* begin Supplied data *
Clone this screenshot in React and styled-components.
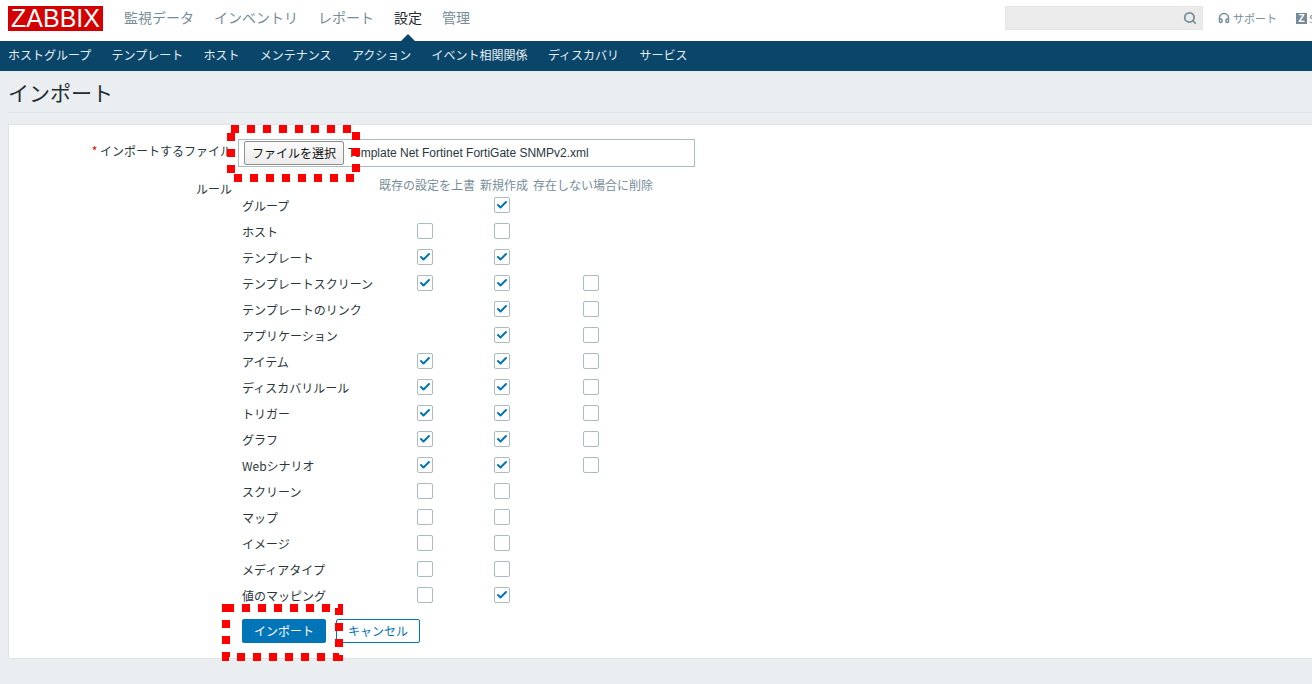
import React from "react";
import styled, { createGlobalStyle } from "styled-components";
import { Search, Headphones, Check } from "lucide-react";

const mainMenu = [
  { label: "監視データ" },
  { label: "インベントリ" },
  { label: "レポート" },
  { label: "設定", active: true },
  { label: "管理" },
];

const subMenu = [
  "ホストグループ",
  "テンプレート",
  "ホスト",
  "メンテナンス",
  "アクション",
  "イベント相関関係",
  "ディスカバリ",
  "サービス",
];

// 1 = checked, 0 = unchecked, null = no checkbox in this column
const rules = [
  ["グループ", null, 1, null],
  ["ホスト", 0, 0, null],
  ["テンプレート", 1, 1, null],
  ["テンプレートスクリーン", 1, 1, 0],
  ["テンプレートのリンク", null, 1, 0],
  ["アプリケーション", null, 1, 0],
  ["アイテム", 1, 1, 0],
  ["ディスカバリルール", 1, 1, 0],
  ["トリガー", 1, 1, 0],
  ["グラフ", 1, 1, 0],
  ["Webシナリオ", 1, 1, 0],
  ["スクリーン", 0, 0, null],
  ["マップ", 0, 0, null],
  ["イメージ", 0, 0, null],
  ["メディアタイプ", 0, 0, null],
  ["値のマッピング", 0, 1, null],
];

const Box = ({ checked }) => (
  <CheckBox>{checked ? <Check size={12} strokeWidth={4} /> : null}</CheckBox>
);

const App = () => (
  <>
    <GlobalStyle />
    <TopBar>
      <Logo>ZABBIX</Logo>
      <MainNav>
        {mainMenu.map((item) => (
          <MainLink key={item.label} $active={item.active}>
            {item.label}
          </MainLink>
        ))}
      </MainNav>
      <SearchBox>
        <Search size={14} strokeWidth={3} />
      </SearchBox>
      <Support>
        <Headphones size={12} strokeWidth={3} />
        サポート
      </Support>
      <Share>
        <ZIcon>Z</ZIcon>
        Share
      </Share>
    </TopBar>

    <SubNav>
      {subMenu.map((label) => (
        <SubLink key={label}>{label}</SubLink>
      ))}
    </SubNav>

    <TitleBar>
      <Title>インポート</Title>
    </TitleBar>

    <Panel>
      <FormRow>
        <Label>
          <Required>*</Required> インポートするファイル
        </Label>
        <FileField>
          <FileButton>ファイルを選択</FileButton>
          <FileName>Template Net Fortinet FortiGate SNMPv2.xml</FileName>
        </FileField>
      </FormRow>

      <RulesRow>
        <RulesLabel>ルール</RulesLabel>
        <RulesTable>
          <span />
          <HeadCell>既存の設定を上書</HeadCell>
          <HeadCell $indent={9}>新規作成</HeadCell>
          <HeadCell>存在しない場合に削除</HeadCell>
          {rules.map(([name, a, b, c]) => (
            <React.Fragment key={name}>
              <RuleName>{name}</RuleName>
              <BoxCell>{a !== null && <Box checked={a} />}</BoxCell>
              <BoxCell>{b !== null && <Box checked={b} />}</BoxCell>
              <BoxCell>{c !== null && <Box checked={c} />}</BoxCell>
            </React.Fragment>
          ))}
        </RulesTable>
      </RulesRow>

      <Actions>
        <PrimaryButton>インポート</PrimaryButton>
        <OutlineButton>キャンセル</OutlineButton>
      </Actions>

      <DotMark $left={218} $top={0} $width={133} $height={57} viewBox="0 0 133 57">
        <rect x="4" y="4" width="125" height="49" />
      </DotMark>
      <DotMark $left={213} $top={479} $width={121} $height={57} viewBox="0 0 121 57">
        <rect x="4" y="4" width="113" height="49" />
      </DotMark>
    </Panel>
  </>
);

export default App;

const GlobalStyle = createGlobalStyle`
  html, body {
    margin: 0;
    height: 100%;
    overflow: hidden;
    background: #ebeef0;
    font-family: "Noto Sans CJK JP", "Liberation Sans", sans-serif;
    font-size: 12px;
    color: #2b373e;
  }
`;

const TopBar = styled.header`
  width: 1352px;
  height: 41px;
  box-sizing: border-box;
  padding-left: 8px;
  background: #fff;
  display: flex;
  align-items: center;
`;

const Logo = styled.div`
  width: 95px;
  height: 25px;
  margin-bottom: 5px;
  background: #d40000;
  color: #fff;
  font-family: "Liberation Sans", sans-serif;
  font-size: 25px;
  line-height: 25px;
  text-align: center;
`;

const MainNav = styled.nav`
  display: flex;
  gap: 20px;
  margin-left: 21px;
  margin-bottom: 7px;
`;

const MainLink = styled.span`
  position: relative;
  font-size: 14px;
  line-height: 24px;
  color: ${(p) => (p.$active ? "#1f2c33" : "#768d99")};

  ${(p) =>
    p.$active &&
    `&::after {
      content: "";
      position: absolute;
      left: 50%;
      bottom: -13px;
      margin-left: -8px;
      border: 8px solid transparent;
      border-top: 0;
      border-bottom-color: #0a466a;
    }`}
`;

const SearchBox = styled.div`
  margin-left: 535px;
  margin-bottom: 5px;
  width: 198px;
  height: 24px;
  box-sizing: border-box;
  padding-right: 5px;
  background: #ebebeb;
  border: 1px solid #e6e6e6;
  display: flex;
  align-items: center;
  justify-content: flex-end;
  color: #768d99;
`;

const Support = styled.span`
  margin-left: 15px;
  margin-bottom: 5px;
  display: flex;
  align-items: center;
  gap: 3px;
  color: #768d99;
  font-size: 11px;
  svg {
    flex-shrink: 0;
  }
`;

const Share = styled.span`
  margin-left: 19px;
  margin-bottom: 5px;
  display: flex;
  align-items: center;
  gap: 2px;
  color: #768d99;
  font-size: 11px;
`;

const ZIcon = styled.span`
  width: 11px;
  height: 11px;
  background: #768d99;
  color: #fff;
  font-family: "Liberation Sans", sans-serif;
  font-size: 10px;
  font-weight: 700;
  line-height: 11px;
  text-align: center;
`;

const SubNav = styled.nav`
  height: 30px;
  box-sizing: border-box;
  padding: 0 0 3px 8px;
  background: #0a466a;
  display: flex;
  align-items: center;
  gap: 20.3px;
`;

const SubLink = styled.span`
  color: #e6eef3;
  font-size: 12px;
  white-space: nowrap;
`;

const TitleBar = styled.div`
  height: 41px;
  margin: 0 0 11px 8px;
  border-bottom: 1px solid #dfe4e7;
  display: flex;
  align-items: center;
`;

const Title = styled.h1`
  margin: 2px 0 0;
  font-size: 21px;
  font-weight: 400;
  line-height: 39px;
  color: #1f2c33;
`;

const Panel = styled.main`
  position: relative;
  margin-left: 8px;
  height: 535px;
  box-sizing: border-box;
  padding-top: 14px;
  background: #fff;
  border: 1px solid #dfe4e7;
  border-right: 0;
`;

const FormRow = styled.div`
  display: flex;
  align-items: flex-start;
  height: 28px;
`;

const Label = styled.label`
  width: 223px;
  flex-shrink: 0;
  text-align: right;
  white-space: nowrap;
  line-height: 24px;
`;

const Required = styled.span`
  color: #dc0000;
`;

const FileField = styled.div`
  width: 457px;
  height: 28px;
  margin-left: 6px;
  box-sizing: border-box;
  padding-left: 5px;
  border: 1px solid #acbbc2;
  display: flex;
  align-items: center;
  gap: 4px;
`;

const FileButton = styled.button`
  width: 100px;
  height: 24px;
  padding: 0 0 2px;
  background: linear-gradient(#fbfbfb, #ececec);
  border: 1px solid #8f8f8f;
  border-radius: 2px;
  font-family: inherit;
  font-size: 12px;
  color: #111;
`;

const FileName = styled.span`
  font-family: "Liberation Sans", sans-serif;
  font-size: 12px;
  white-space: nowrap;
`;

const RulesRow = styled.div`
  display: flex;
  align-items: flex-start;
  margin-top: 10px;
`;

const RulesLabel = styled.span`
  width: 223px;
  flex-shrink: 0;
  padding-top: 3px;
  text-align: right;
  line-height: 18px;
`;

const RulesTable = styled.div`
  margin-left: 10px;
  display: grid;
  grid-template-columns: 137px 92px 62px 116px;
  grid-template-rows: 15px repeat(16, 26px);
`;

const HeadCell = styled.span`
  padding-left: ${(p) => p.$indent || 0}px;
  line-height: 16px;
  color: #768d99;
  white-space: nowrap;
`;

const RuleName = styled.span`
  padding-top: 1px;
  line-height: 25px;
  white-space: nowrap;
`;

const BoxCell = styled.span`
  display: flex;
  align-items: center;
  justify-content: center;
`;

const CheckBox = styled.span`
  width: 16px;
  height: 16px;
  box-sizing: border-box;
  border: 1px solid #acbbc2;
  border-radius: 2px;
  background: #fff;
  color: #0275b8;
  display: flex;
  align-items: center;
  justify-content: center;
`;

const Actions = styled.div`
  display: flex;
  gap: 10px;
  margin: 11px 0 0 233px;
`;

const PrimaryButton = styled.button`
  width: 84px;
  height: 24px;
  padding: 0 0 2px;
  background: #0275b8;
  border: 1px solid #0275b8;
  border-radius: 2px;
  color: #fff;
  font-family: inherit;
  font-size: 12px;
`;

const OutlineButton = styled(PrimaryButton)`
  background: #fff;
  color: #0275b8;
`;

const DotMark = styled.svg`
  position: absolute;
  left: ${(p) => p.$left}px;
  top: ${(p) => p.$top}px;
  width: ${(p) => p.$width}px;
  height: ${(p) => p.$height}px;

  rect {
    fill: none;
    stroke: #ff0000;
    stroke-width: 8;
    stroke-dasharray: 8 8;
  }
`;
* end Supplied data *
#### [Task instructions]
Only lines with the string "this" belong in your answer; copy each one.

#### [Correct output]
Clone this screenshot in React and styled-components.
// 1 = checked, 0 = unchecked, null = no checkbox in this column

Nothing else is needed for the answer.